-- START Information supplied --

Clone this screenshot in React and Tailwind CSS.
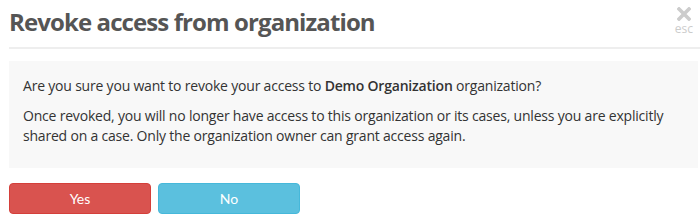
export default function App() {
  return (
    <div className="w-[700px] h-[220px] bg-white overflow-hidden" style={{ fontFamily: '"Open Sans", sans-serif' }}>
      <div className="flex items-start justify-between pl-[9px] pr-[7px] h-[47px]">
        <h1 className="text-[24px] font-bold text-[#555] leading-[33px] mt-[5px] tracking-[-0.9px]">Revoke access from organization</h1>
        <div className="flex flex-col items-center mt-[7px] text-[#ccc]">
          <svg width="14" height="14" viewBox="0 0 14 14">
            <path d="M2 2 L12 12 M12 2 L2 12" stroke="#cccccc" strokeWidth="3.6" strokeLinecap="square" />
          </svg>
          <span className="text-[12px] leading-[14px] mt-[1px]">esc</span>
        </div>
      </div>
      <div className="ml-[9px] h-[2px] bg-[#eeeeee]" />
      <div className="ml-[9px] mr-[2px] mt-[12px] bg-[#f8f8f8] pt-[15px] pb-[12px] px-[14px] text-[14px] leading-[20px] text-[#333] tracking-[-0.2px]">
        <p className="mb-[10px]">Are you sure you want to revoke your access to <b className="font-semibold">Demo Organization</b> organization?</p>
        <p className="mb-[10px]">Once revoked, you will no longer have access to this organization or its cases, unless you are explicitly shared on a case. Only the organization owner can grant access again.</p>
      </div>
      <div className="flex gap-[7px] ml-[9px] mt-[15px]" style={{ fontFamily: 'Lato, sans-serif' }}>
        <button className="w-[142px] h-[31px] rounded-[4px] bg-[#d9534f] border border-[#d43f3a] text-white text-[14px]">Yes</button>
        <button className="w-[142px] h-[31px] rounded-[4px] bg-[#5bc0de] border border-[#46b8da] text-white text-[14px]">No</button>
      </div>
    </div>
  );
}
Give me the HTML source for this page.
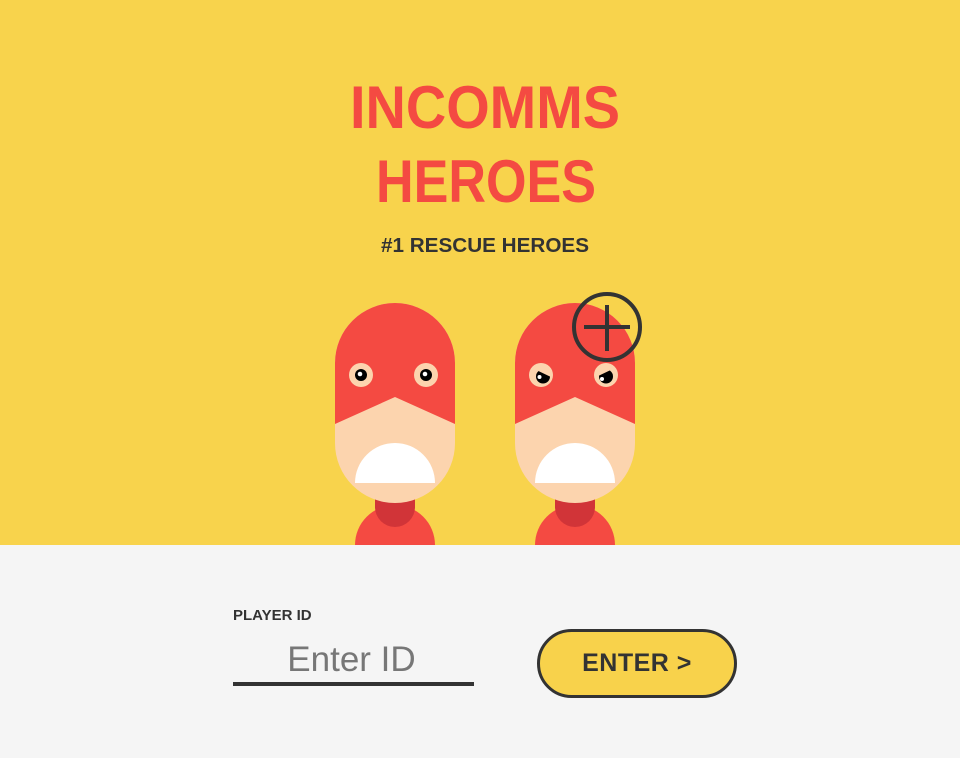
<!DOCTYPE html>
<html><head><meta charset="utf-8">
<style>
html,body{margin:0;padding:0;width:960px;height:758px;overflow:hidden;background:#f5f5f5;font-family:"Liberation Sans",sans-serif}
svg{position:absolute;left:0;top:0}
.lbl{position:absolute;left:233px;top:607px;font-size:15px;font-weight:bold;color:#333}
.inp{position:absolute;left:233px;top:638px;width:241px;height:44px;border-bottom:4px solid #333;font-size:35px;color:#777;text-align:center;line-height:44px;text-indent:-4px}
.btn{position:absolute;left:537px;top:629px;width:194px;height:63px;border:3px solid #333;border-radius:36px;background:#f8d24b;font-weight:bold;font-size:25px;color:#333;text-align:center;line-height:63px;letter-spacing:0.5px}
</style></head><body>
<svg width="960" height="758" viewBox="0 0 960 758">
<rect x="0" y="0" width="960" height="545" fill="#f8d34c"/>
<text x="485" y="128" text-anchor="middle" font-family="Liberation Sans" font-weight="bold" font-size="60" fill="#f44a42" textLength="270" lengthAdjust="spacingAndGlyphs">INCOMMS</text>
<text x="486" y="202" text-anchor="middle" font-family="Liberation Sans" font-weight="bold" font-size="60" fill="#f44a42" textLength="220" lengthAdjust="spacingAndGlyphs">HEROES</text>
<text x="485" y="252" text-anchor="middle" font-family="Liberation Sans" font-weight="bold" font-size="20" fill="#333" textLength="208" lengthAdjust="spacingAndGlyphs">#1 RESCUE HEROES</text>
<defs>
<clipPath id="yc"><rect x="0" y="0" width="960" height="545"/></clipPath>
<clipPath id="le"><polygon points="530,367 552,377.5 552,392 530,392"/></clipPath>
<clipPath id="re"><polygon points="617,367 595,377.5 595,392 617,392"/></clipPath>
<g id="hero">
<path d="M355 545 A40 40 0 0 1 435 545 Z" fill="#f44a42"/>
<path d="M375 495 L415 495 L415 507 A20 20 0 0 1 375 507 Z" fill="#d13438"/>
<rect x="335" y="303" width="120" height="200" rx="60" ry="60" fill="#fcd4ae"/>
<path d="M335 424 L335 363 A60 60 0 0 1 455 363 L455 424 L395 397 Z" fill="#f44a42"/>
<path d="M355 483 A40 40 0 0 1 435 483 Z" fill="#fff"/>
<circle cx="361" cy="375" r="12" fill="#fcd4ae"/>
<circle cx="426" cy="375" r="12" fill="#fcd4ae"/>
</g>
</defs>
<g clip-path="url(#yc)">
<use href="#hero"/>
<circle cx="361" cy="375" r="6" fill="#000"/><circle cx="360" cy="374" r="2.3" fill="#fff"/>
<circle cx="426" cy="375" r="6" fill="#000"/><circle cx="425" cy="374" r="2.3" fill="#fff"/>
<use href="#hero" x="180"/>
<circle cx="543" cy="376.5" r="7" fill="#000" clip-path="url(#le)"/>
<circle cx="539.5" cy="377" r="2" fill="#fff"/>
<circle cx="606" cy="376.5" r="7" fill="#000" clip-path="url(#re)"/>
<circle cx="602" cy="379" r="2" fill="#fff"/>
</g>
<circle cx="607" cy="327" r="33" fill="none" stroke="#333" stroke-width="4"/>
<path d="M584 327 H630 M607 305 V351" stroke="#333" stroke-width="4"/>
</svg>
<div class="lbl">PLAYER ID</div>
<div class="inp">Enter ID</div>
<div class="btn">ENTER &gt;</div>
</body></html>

-- END Information supplied --

• _Exercise aim_
Set the data above down again exactly as given, with no pictures.

• _Solution below_
Clone this screenshot in React and Tailwind CSS.
export default function App() {
  return (
    <div className="w-[700px] h-[220px] bg-white overflow-hidden" style={{ fontFamily: '"Open Sans", sans-serif' }}>
      <div className="flex items-start justify-between pl-[9px] pr-[7px] h-[47px]">
        <h1 className="text-[24px] font-bold text-[#555] leading-[33px] mt-[5px] tracking-[-0.9px]">Revoke access from organization</h1>
        <div className="flex flex-col items-center mt-[7px] text-[#ccc]">
          <svg width="14" height="14" viewBox="0 0 14 14">
            <path d="M2 2 L12 12 M12 2 L2 12" stroke="#cccccc" strokeWidth="3.6" strokeLinecap="square" />
          </svg>
          <span className="text-[12px] leading-[14px] mt-[1px]">esc</span>
        </div>
      </div>
      <div className="ml-[9px] h-[2px] bg-[#eeeeee]" />
      <div className="ml-[9px] mr-[2px] mt-[12px] bg-[#f8f8f8] pt-[15px] pb-[12px] px-[14px] text-[14px] leading-[20px] text-[#333] tracking-[-0.2px]">
        <p className="mb-[10px]">Are you sure you want to revoke your access to <b className="font-semibold">Demo Organization</b> organization?</p>
        <p className="mb-[10px]">Once revoked, you will no longer have access to this organization or its cases, unless you are explicitly shared on a case. Only the organization owner can grant access again.</p>
      </div>
      <div className="flex gap-[7px] ml-[9px] mt-[15px]" style={{ fontFamily: 'Lato, sans-serif' }}>
        <button className="w-[142px] h-[31px] rounded-[4px] bg-[#d9534f] border border-[#d43f3a] text-white text-[14px]">Yes</button>
        <button className="w-[142px] h-[31px] rounded-[4px] bg-[#5bc0de] border border-[#46b8da] text-white text-[14px]">No</button>
      </div>
    </div>
  );
}
Give me the HTML source for this page.
<!DOCTYPE html>
<html><head><meta charset="utf-8">
<style>
html,body{margin:0;padding:0;width:960px;height:758px;overflow:hidden;background:#f5f5f5;font-family:"Liberation Sans",sans-serif}
svg{position:absolute;left:0;top:0}
.lbl{position:absolute;left:233px;top:607px;font-size:15px;font-weight:bold;color:#333}
.inp{position:absolute;left:233px;top:638px;width:241px;height:44px;border-bottom:4px solid #333;font-size:35px;color:#777;text-align:center;line-height:44px;text-indent:-4px}
.btn{position:absolute;left:537px;top:629px;width:194px;height:63px;border:3px solid #333;border-radius:36px;background:#f8d24b;font-weight:bold;font-size:25px;color:#333;text-align:center;line-height:63px;letter-spacing:0.5px}
</style></head><body>
<svg width="960" height="758" viewBox="0 0 960 758">
<rect x="0" y="0" width="960" height="545" fill="#f8d34c"/>
<text x="485" y="128" text-anchor="middle" font-family="Liberation Sans" font-weight="bold" font-size="60" fill="#f44a42" textLength="270" lengthAdjust="spacingAndGlyphs">INCOMMS</text>
<text x="486" y="202" text-anchor="middle" font-family="Liberation Sans" font-weight="bold" font-size="60" fill="#f44a42" textLength="220" lengthAdjust="spacingAndGlyphs">HEROES</text>
<text x="485" y="252" text-anchor="middle" font-family="Liberation Sans" font-weight="bold" font-size="20" fill="#333" textLength="208" lengthAdjust="spacingAndGlyphs">#1 RESCUE HEROES</text>
<defs>
<clipPath id="yc"><rect x="0" y="0" width="960" height="545"/></clipPath>
<clipPath id="le"><polygon points="530,367 552,377.5 552,392 530,392"/></clipPath>
<clipPath id="re"><polygon points="617,367 595,377.5 595,392 617,392"/></clipPath>
<g id="hero">
<path d="M355 545 A40 40 0 0 1 435 545 Z" fill="#f44a42"/>
<path d="M375 495 L415 495 L415 507 A20 20 0 0 1 375 507 Z" fill="#d13438"/>
<rect x="335" y="303" width="120" height="200" rx="60" ry="60" fill="#fcd4ae"/>
<path d="M335 424 L335 363 A60 60 0 0 1 455 363 L455 424 L395 397 Z" fill="#f44a42"/>
<path d="M355 483 A40 40 0 0 1 435 483 Z" fill="#fff"/>
<circle cx="361" cy="375" r="12" fill="#fcd4ae"/>
<circle cx="426" cy="375" r="12" fill="#fcd4ae"/>
</g>
</defs>
<g clip-path="url(#yc)">
<use href="#hero"/>
<circle cx="361" cy="375" r="6" fill="#000"/><circle cx="360" cy="374" r="2.3" fill="#fff"/>
<circle cx="426" cy="375" r="6" fill="#000"/><circle cx="425" cy="374" r="2.3" fill="#fff"/>
<use href="#hero" x="180"/>
<circle cx="543" cy="376.5" r="7" fill="#000" clip-path="url(#le)"/>
<circle cx="539.5" cy="377" r="2" fill="#fff"/>
<circle cx="606" cy="376.5" r="7" fill="#000" clip-path="url(#re)"/>
<circle cx="602" cy="379" r="2" fill="#fff"/>
</g>
<circle cx="607" cy="327" r="33" fill="none" stroke="#333" stroke-width="4"/>
<path d="M584 327 H630 M607 305 V351" stroke="#333" stroke-width="4"/>
</svg>
<div class="lbl">PLAYER ID</div>
<div class="inp">Enter ID</div>
<div class="btn">ENTER &gt;</div>
</body></html>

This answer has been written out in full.